RAG Explained: The 5 Steps That Make LLMs Smarter
A beginner-friendly breakdown of RAG's five core steps: from document preprocessing and chunking to embeddings, vector databases, and how LLMs use retrieved context to generate accurate answers.
What Is RAG?
RAG stands for Retrieval-Augmented Generation. It's a technique that allows LLMs to answer questions using your own documents and data, not just what they learned during training.
Before we dive into how it works, let me clarify four key concepts:
- RAG: The overall pipeline that combines retrieval with generation
- Embedding: A vector representation of text that captures its meaning
- Vector DB: A database specifically designed to store and search embeddings
- LLM: The language model that generates the final answer
Now let's walk through the five steps that make RAG work.

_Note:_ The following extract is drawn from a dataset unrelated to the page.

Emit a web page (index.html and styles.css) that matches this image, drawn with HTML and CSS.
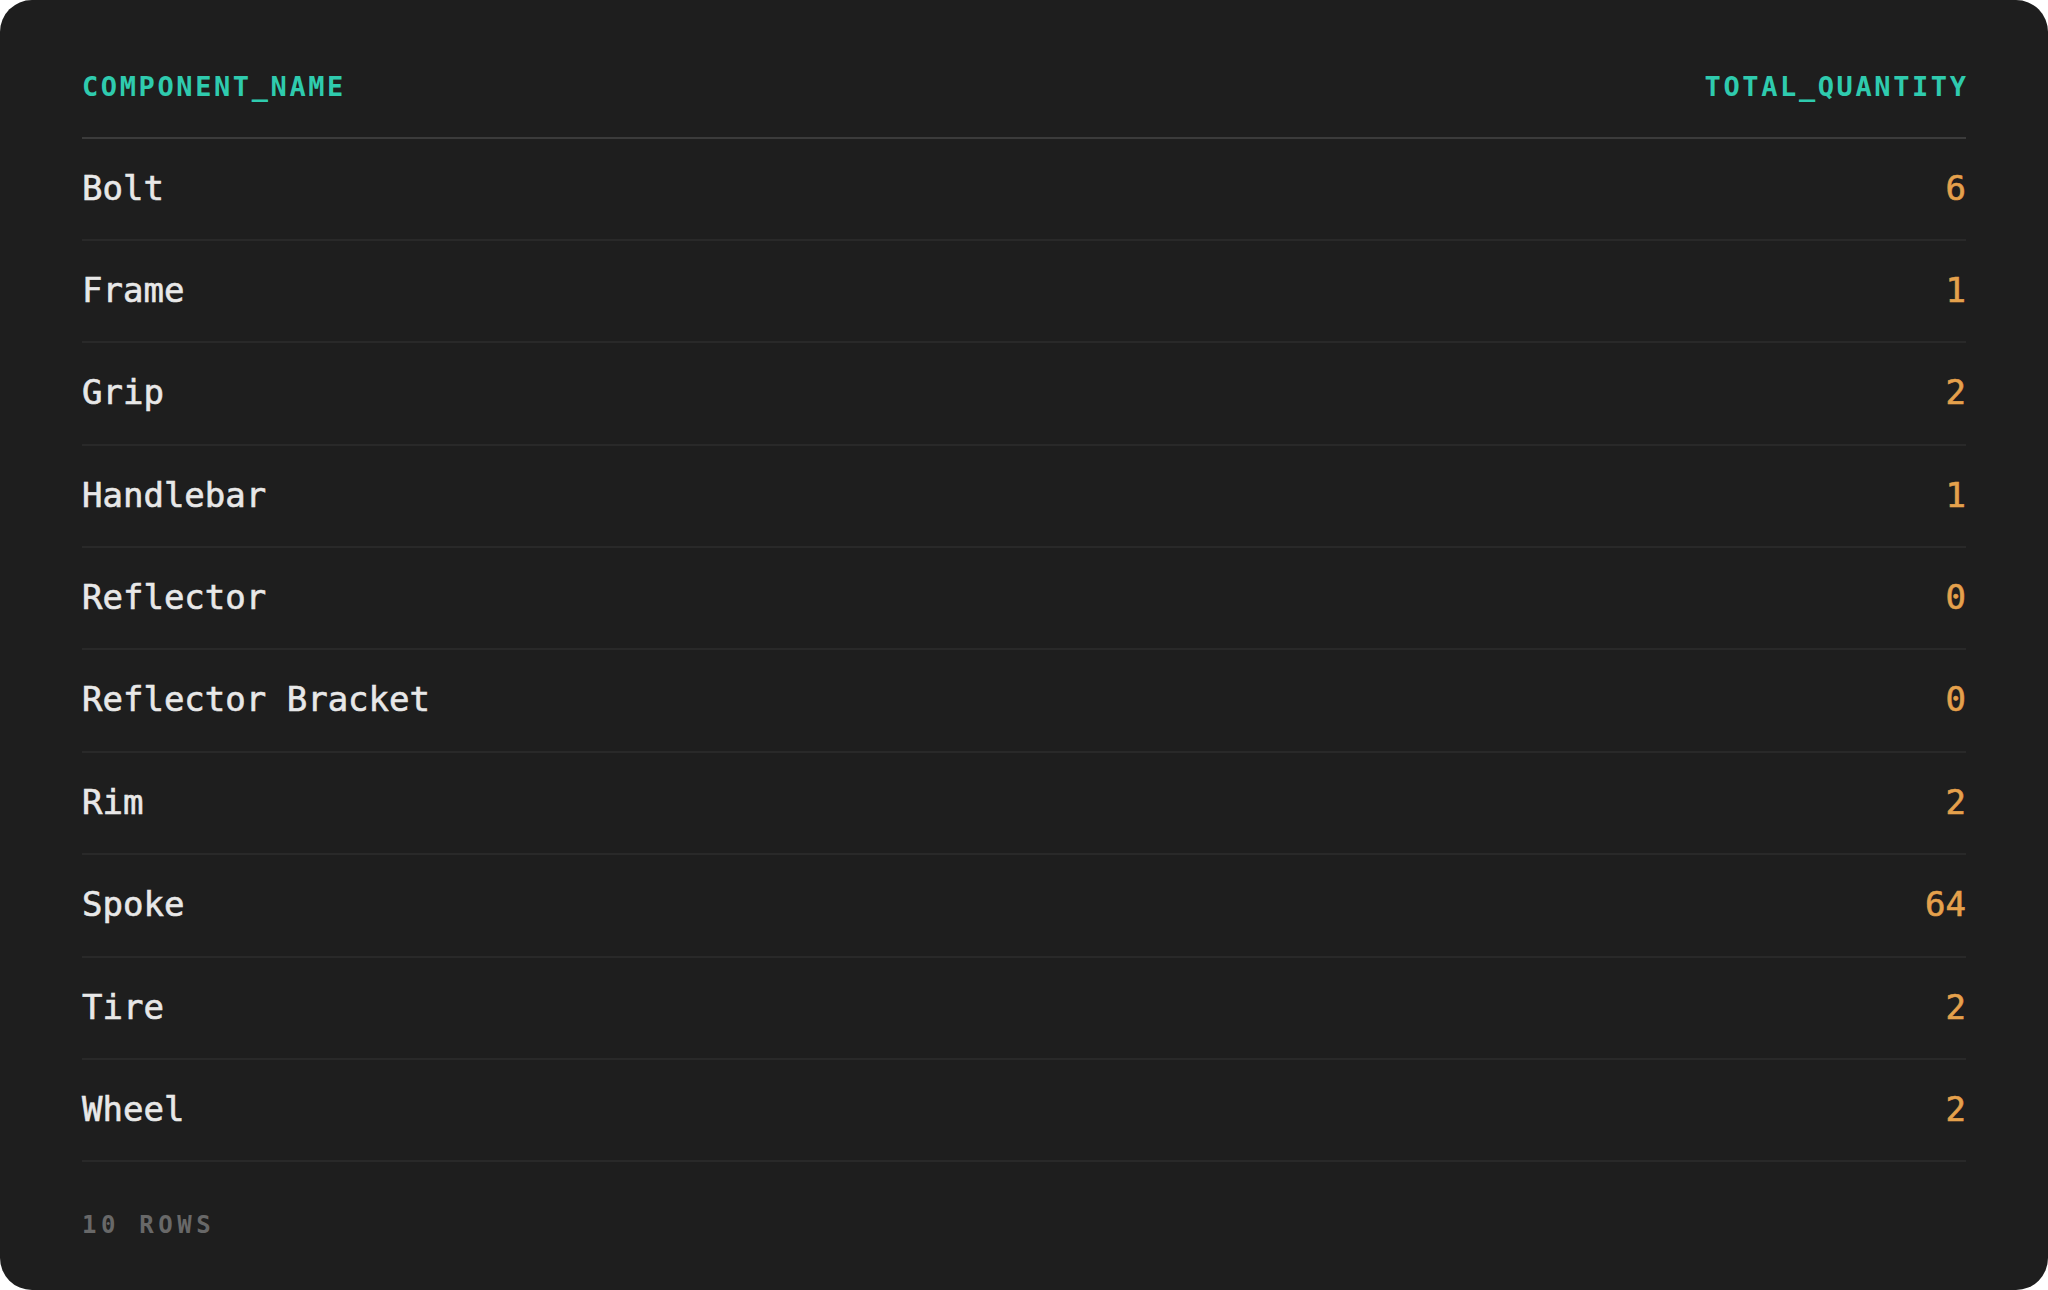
FILE: index.html
```html
<!DOCTYPE html>
<html lang="en">
<head>
<meta charset="utf-8">
<title>Query result</title>
<link rel="stylesheet" href="styles.css">
</head>
<body>
<div class="card">
  <div class="table">
    <div class="row head">
      <div class="cell name">COMPONENT_NAME</div>
      <div class="cell qty">TOTAL_QUANTITY</div>
    </div>
    <div class="row"><div class="cell name">Bolt</div><div class="cell qty">6</div></div>
    <div class="row"><div class="cell name">Frame</div><div class="cell qty">1</div></div>
    <div class="row"><div class="cell name">Grip</div><div class="cell qty">2</div></div>
    <div class="row"><div class="cell name">Handlebar</div><div class="cell qty">1</div></div>
    <div class="row"><div class="cell name">Reflector</div><div class="cell qty">0</div></div>
    <div class="row"><div class="cell name">Reflector Bracket</div><div class="cell qty">0</div></div>
    <div class="row"><div class="cell name">Rim</div><div class="cell qty">2</div></div>
    <div class="row"><div class="cell name">Spoke</div><div class="cell qty">64</div></div>
    <div class="row"><div class="cell name">Tire</div><div class="cell qty">2</div></div>
    <div class="row"><div class="cell name">Wheel</div><div class="cell qty">2</div></div>
  </div>
  <div class="footer">10 ROWS</div>
</div>
</body>
</html>
```
FILE: styles.css
```css
html, body {
  margin: 0;
  padding: 0;
  background: #ffffff;
}

.card {
  box-sizing: border-box;
  width: 2048px;
  height: 1290px;
  background: #1e1e1e;
  border-radius: 32px;
  padding: 0 82px;
  font-family: "DejaVu Sans Mono", "Liberation Mono", monospace;
  overflow: hidden;
}

.table {
  display: flex;
  flex-direction: column;
}

.row {
  display: flex;
  justify-content: space-between;
  align-items: baseline;
  box-sizing: border-box;
  height: 102.4px;
  padding-top: 29px;
  border-bottom: 2px solid #292929;
  font-size: 34px;
  line-height: 40px;
  color: #e8e8e8;
  -webkit-text-stroke: 0.6px currentColor;
}

.row.head {
  height: 138.5px;
  padding-top: 70.5px;
  border-bottom: 2px solid #3b3b3b;
  font-size: 27px;
  line-height: 32px;
  font-weight: bold;
  letter-spacing: 2.6px;
  color: #2fcbae;
  -webkit-text-stroke: 0;
}

.row .qty {
  text-align: right;
  color: #e5a14c;
}

.row.head .qty {
  color: #2fcbae;
  margin-right: -2.6px;
}

.footer {
  margin-top: 49px;
  font-size: 24px;
  line-height: 28px;
  font-weight: bold;
  letter-spacing: 4.6px;
  color: #686868;
}
```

Step 1: Document Preprocessing
This is where we prepare our documents for the system. We clean up the text, remove unnecessary formatting, and get everything ready for the next stage.
Step 2: Chunking
Chunking means breaking documents into smaller pieces of a specific length.
For example, imagine you have a 20-sentence passage. You could chunk it so that each sentence becomes one chunk—giving you 20 chunks total. The size of your chunks matters because:
- Too large: The LLM gets irrelevant information
- Too small: You lose important context
# Simple chunking example
text = "Sentence 1. Sentence 2. Sentence 3."
chunks = text.split(". ")
# Result: ['Sentence 1', 'Sentence 2', 'Sentence 3']
Step 3: Creating Embeddings
Embeddings are vectors—numerical representations of text that capture meaning. We create them using special embedding models, which are LLMs specifically trained for this task.
Popular embedding models include:
text-embedding-3-smalltext-embedding-3-largegemini-embedding-001
These models convert each chunk into a vector. Chunks with similar meanings will have similar vectors.
# Conceptual example
chunk = "Machine learning is a subset of AI"
embedding = embedding_model.encode(chunk)
# Result: [0.234, -0.521, 0.832, ...] (hundreds of numbers)
Step 4: Storing in a Vector Database
A vector database (or metadata base) is specifically designed to store embeddings along with the original text and any metadata.
The power of vector databases is that they can quickly find chunks that are semantically similar to a query—even if the exact words don't match.
Step 5: LLM + Context
Here's where everything comes together:
- User asks a query: "What is machine learning?"
- We convert the query into an embedding
- Vector database retrieves the most relevant chunks
- We feed the LLM both the user query AND the retrieved chunks
- LLM generates an answer based on the actual content from your documents
# The flow at query time
user_query = "What is machine learning?"
query_embedding = embedding_model.encode(user_query)
relevant_chunks = vector_db.search(query_embedding, top_k=3)
prompt = f"""
Context: {relevant_chunks}
User Question: {user_query}
Answer based on the context above:
"""
answer = llm.generate(prompt)
Now the LLM has relevant information and can give a proper answer grounded in your actual documents, not just making things up.
Why This Matters
This is the basic RAG pipeline. There are many different types of RAG architectures emerging—advanced variations with query rewriting, multi-step retrieval, and hybrid approaches—but they all build on these five fundamental steps.
Once you understand this foundation, exploring more complex RAG patterns becomes much easier.